Life's Plan

If you read our articles regularly you may have noticed that we stay away from anything that may intimate religion. The root of most religions is a belief in something larger than ourselves. In general, those who start the religions are trying to bring us closer to the universal source and thus to each other. Sometime after that, people realize that they can use the religion for their own power. When this happens the religions become a way to separate us and generate hatred. This is why we avoid the subject.

All life is interlinked. People, nature and the universe, touching and interacting with each other are part of a divine plan. Many ancient civilizations seek a union with nature. In North America the natives have long lived that way. When you travel through the Southwest you can see the ruins of a civilization who built grand structures, referred to as the Anasazi.

The Anasazi started to build between 1,500 and 2,000 years ago, between the start of Christianity and Islam. The Spanish reported people living in some communities. By the time that there were permanent European colonies in these areas, the Anasazi were gone.

The natives that remain look at the rise and fall of this culture as the result of the Anasazi being out of harmony with nature. It is well to note that the United States is less than 300 years old. The Anasazi built a coast to coast trading network and large cities that lasted over 1,000 years. The other American high civilization, with permanent buildings, the Incas and Mayans
also lasted longer than the United States, or any European dynasty.

The Native Americans view these as short term. The basic cultures came into being long before these permanent cities and are still in existence.
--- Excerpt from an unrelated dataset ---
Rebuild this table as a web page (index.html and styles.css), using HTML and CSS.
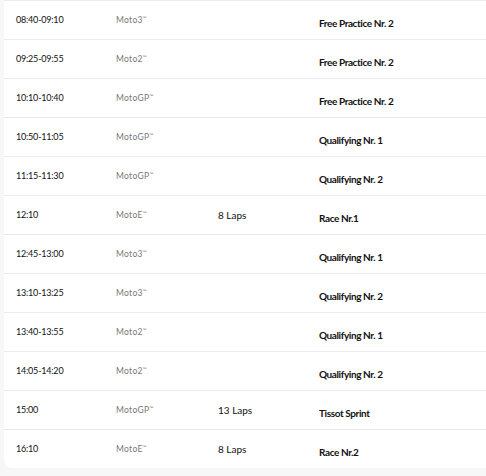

The invasive European cultures do make it hard for the native cultures to thrive.

We see parallels in the environment. Invasive species, like the zebra mussel, choke out native species. Natural occurrences, like water erosion, destroy even the most “permanent” structures we build. Those structures that harmonize with nature last the longest. When we break the natural balance, we create our own hell.

As with cultures, there is an essence in people that we believe goes on forever. The body, the city of this essence, lives but a short time. The essence is often referred to as the soul. The idea of the soul is nearly universal. Some cultures believe the soul gets one try to get it right and
then spends eternity with the results. Other cultures believe that the soul
gets many tries to refine itself until enlightenment and the eternal reward is reached.

Is Hell a fiery furnace? Or is it leaving this body without completing your purpose on Earth? Perhaps there are souls who would love to have a body to be alive, so they could rid themselves of hate, depression, etc. and complete their purpose on earth.

Is Heaven way up there? Is there a staircase and pearly gates? Perhaps it’s when you feel content or satisfied with what you have. After death we remain alive in energy, just not in physical form. The soul never dies.

We are surrounded by radiant beings. We are on the earth to learn. And our body speaks to us to help learn these lessons. Louise Hays book, Heal Your Life/Body, lists the ways a body speaks to us. Anger and hate eats away at the body. We need to turn the negatives into positives to heal us and the world. Keep only cheerful friends. The grouches pull you down. There is an old saying that the only person, who is with us our entire life, is ourselves.

Be ALIVE while you are alive. A sage said surround yourself with what you love, whether it’s family, pets, keepsakes, music, plants, hobbies, whatever. Your home is your refuge. A change of scenery is great. You do not get to
know about other people until you know the places they come from. When possible, take a trip. Don’t take guilt trips. Take a trip to the mall, even to the next county; to a foreign country but NOT to where the guilt is.